Sorry, no more pictures Donny. Went back today to take some pictures(or something worse)and it was gone. They are only open Friday through Sunday.

you got a 49 Farmall ? do you drive it ? do you have any pictures ? are this too many questions ?
Ray, I sort of inherited a 49 H from my fatherinlaw's stepbrother about 15 years ago. It seemed to run fine but leaked fluids about everywhere. About 10 years ago, I got carried away on fixing the leaks. Makes a good power wheelbarrow.
197642


While browsing the web this morning I came across this site, very interesting info about building a lathe very similar to the one posted here...
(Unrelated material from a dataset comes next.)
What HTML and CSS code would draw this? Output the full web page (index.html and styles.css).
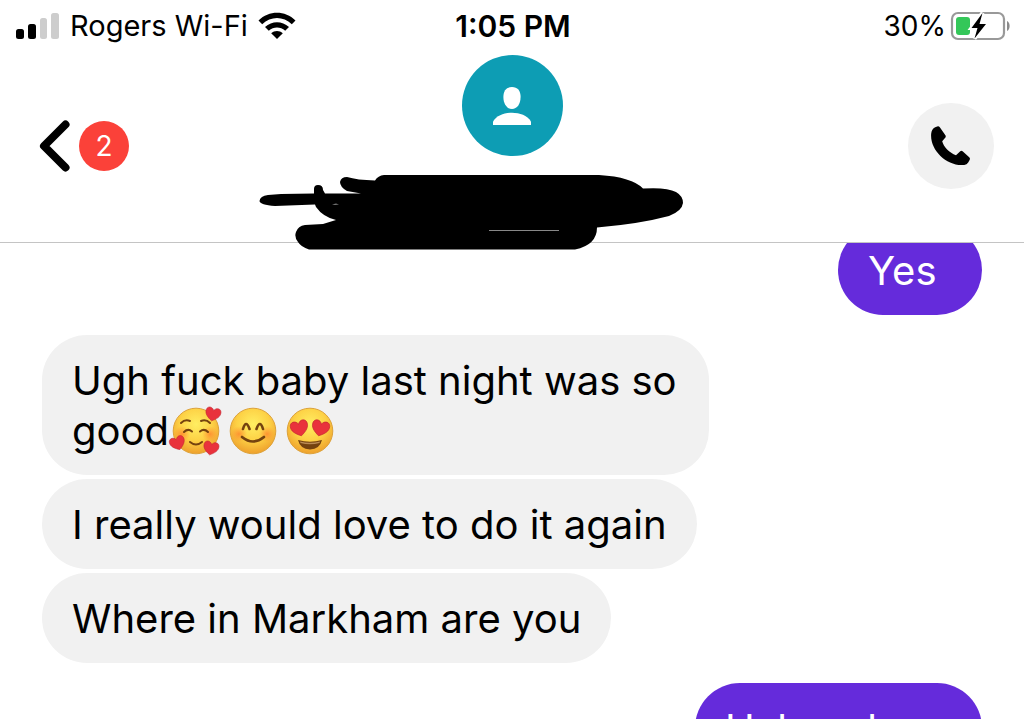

http://www.mimf.com/articles/lathe/
Thanks Tim. Interesting. This one was made from oak. Probably white, straightgrained, no knots, . Don't make them like they used to!


It would have been in back of my truck...no two thoughts about it. I have no room in my shop for it, but hey, some people have old farm implements or wagon wheels as decoration...why not an old wooden lathe!!! I'd even talk LOML into planting some nice ornamentals around it!!:D:D:D
Luckily I wasn't in a truck! A mailbox holder did cross my mind. I already have more than a few family farm implements in "storage". Plows, ox yokes, oxwheels. Museum of the past.

David DeCristoforo
06-10-2011, 11:05 PM
Needs more red...

Baxter Smith
06-10-2011, 11:37 PM
Needs more red...

Yes, but you would lose the barn red patina?:eek:

Baxter Smith
06-10-2011, 11:40 PM
I would buy it, clean it, let it play in the shop for a little while, then move it to the library. That puppy needs a nice home. :)

You and your expansive shop/gallery was the first thing I thought of when I was trying to figure out what to do with it!